Thursday, February 24, 2005

On feeling something like normal.

Although I got out on Monday, it was attached to a doctor’s appointment. Last night I got out for completely non-medical reasons for the first time in six weeks when I went to the local wargaming group. If you don’t know what that means, it’s a really sad hobby which I may be forced to explain at some point. Let’s just say that in the same room they hold the role-playing group and that’s much, much sadder - a whole other level of tragedy.

I am quite into this, but it only really justifies my energy because the folks there are a great bunch of people who mostly fall within five years either side of my age. This is important; most of the other people I spend time with are much older than me, [...] is 39 and Pete, my closest friend in Whitby, is 51, the same age as my mother and although this poses no problem between us, I need to remind myself that I am a relatively young person from time to time.

Anyway, I had a really good time, not doing any gaming, but just chatting to people about stuff, life, music, books and films. This was the first time I had been up there since before Christmas.
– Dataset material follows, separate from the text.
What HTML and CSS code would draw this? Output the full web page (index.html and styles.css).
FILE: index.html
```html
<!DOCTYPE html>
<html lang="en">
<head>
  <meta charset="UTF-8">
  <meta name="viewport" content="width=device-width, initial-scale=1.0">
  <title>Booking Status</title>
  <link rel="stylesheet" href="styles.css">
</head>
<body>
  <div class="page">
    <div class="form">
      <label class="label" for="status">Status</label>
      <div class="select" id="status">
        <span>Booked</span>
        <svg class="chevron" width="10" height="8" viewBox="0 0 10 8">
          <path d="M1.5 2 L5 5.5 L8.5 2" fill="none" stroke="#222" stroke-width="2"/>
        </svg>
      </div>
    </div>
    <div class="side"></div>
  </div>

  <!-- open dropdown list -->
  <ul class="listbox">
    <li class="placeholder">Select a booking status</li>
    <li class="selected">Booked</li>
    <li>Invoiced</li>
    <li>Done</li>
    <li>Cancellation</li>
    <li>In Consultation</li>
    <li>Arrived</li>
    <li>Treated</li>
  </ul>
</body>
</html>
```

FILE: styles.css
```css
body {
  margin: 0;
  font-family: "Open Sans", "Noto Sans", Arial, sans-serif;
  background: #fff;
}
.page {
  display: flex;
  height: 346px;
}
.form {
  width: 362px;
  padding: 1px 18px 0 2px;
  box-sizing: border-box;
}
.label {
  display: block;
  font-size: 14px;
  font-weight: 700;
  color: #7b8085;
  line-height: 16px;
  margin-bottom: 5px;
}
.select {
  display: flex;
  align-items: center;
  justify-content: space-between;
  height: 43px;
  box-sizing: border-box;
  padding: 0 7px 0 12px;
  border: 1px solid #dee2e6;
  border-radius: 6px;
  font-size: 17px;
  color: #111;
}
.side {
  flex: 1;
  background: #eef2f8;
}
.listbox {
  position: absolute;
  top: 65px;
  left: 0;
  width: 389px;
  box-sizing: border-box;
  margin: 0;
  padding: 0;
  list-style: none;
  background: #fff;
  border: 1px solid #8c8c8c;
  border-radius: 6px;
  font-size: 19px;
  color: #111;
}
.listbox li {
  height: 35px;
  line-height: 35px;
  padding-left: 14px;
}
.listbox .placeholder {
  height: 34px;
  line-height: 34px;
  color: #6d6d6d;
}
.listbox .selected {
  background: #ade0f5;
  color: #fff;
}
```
Apart from this long crappy spell I am coming out of, things go up and down and there’s no time of the week where I can be depended upon to be conscious, fully cognoscente and reasonably comfortable. I imagined this would be a problem, that I would have to explain my long absence. I think quite possibly others wonder whether I just can’t be bothered, but if they do they don’t act it. They don’t ask. They are interested as to how I’m getting on, how the book is going, but they don’t need to talk about my having been ill. Perhaps they are embarrassed, but I hope they are simply uninterested. I have even met some of them in the street in my wheelchair (which I don’t take to the group) and they haven’t needed to comment on it at all.
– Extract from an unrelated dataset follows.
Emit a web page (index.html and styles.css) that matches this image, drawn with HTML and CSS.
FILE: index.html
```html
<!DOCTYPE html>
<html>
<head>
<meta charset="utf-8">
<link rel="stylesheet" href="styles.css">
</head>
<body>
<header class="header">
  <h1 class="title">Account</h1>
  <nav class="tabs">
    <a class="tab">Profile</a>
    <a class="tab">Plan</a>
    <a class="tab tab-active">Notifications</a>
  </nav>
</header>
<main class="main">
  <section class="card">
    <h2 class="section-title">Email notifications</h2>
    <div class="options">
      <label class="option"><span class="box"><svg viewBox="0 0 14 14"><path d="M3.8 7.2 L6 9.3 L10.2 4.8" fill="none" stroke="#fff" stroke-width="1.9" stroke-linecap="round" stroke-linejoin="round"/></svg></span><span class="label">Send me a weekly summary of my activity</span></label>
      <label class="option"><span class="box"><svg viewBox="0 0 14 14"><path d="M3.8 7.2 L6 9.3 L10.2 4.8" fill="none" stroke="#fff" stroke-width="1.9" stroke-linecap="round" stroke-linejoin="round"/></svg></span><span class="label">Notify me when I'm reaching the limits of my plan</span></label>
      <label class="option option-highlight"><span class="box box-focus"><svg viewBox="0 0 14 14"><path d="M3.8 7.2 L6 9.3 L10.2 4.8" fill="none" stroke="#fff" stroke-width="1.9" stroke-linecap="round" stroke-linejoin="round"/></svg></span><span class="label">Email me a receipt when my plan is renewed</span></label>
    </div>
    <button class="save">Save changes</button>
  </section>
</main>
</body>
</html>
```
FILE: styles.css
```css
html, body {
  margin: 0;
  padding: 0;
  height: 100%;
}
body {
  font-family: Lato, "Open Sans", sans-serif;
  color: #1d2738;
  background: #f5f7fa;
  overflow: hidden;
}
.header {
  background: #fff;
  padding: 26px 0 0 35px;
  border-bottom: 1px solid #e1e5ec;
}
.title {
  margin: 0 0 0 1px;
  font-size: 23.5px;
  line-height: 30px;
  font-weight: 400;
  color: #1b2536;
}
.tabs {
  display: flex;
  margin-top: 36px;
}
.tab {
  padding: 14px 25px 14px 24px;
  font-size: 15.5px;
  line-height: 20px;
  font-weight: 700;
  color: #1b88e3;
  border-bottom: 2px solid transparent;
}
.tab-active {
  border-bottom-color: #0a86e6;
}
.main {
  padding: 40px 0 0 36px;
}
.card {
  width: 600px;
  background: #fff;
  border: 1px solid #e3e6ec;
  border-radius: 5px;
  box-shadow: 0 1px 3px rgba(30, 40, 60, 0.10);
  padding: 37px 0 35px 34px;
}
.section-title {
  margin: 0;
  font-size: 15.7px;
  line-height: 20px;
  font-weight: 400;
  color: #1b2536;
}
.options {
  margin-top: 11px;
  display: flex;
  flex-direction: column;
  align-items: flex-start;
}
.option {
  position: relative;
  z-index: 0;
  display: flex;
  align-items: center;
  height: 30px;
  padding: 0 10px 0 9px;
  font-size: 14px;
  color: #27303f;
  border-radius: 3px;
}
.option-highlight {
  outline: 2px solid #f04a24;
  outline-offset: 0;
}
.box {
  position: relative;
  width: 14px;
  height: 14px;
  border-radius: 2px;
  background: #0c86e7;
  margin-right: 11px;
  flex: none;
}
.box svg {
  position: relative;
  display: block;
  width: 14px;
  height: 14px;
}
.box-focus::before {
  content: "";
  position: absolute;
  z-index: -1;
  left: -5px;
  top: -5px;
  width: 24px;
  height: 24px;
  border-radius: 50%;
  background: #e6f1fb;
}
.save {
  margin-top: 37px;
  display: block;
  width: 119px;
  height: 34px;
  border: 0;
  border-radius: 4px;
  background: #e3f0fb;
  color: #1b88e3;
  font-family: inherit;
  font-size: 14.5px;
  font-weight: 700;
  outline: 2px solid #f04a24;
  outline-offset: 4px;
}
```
I have wondered whether [...] lectures them on my situation in my absence so they’re all clued up. Then again, perhaps they really don’t care about my disability. Perhaps it really doesn’t make a difference to them at all. Which would be great for me.

Sometimes when you’re unwell and managing symptoms all the time and when illness dominates your life because it stops you doing so many of the things you want to be doing, you feel like this must be written all over your face. You feel humiliated by it; for most people, especially young people, the idea of being out of action for six weeks would be pretty dramatic and yet for me this happens several times a year. And very often people do feel the need to talk about it; they want to know what was wrong, what I might have done wrong, how I occupied myself. The absolute worst thing is when somebody says that they were worried about me. There aren’t many people who, being concerned about me, are unable to make contact by post, telephone or e-mail and yet the very people who feel the need to express their concern in retrospect are the ones I wouldn’t hear from if I had been in hospital for six months.

Then there's the fact of my appalling social confidence of course and how much it helps to be around people I feel like an equal among, but that's another story altogether. My point is that it’s really good when I can be myself and not [...]’s sickly girlfriend who turns up once in a blue moon. Or at least it’s really good when that’s not the way you’re made to feel.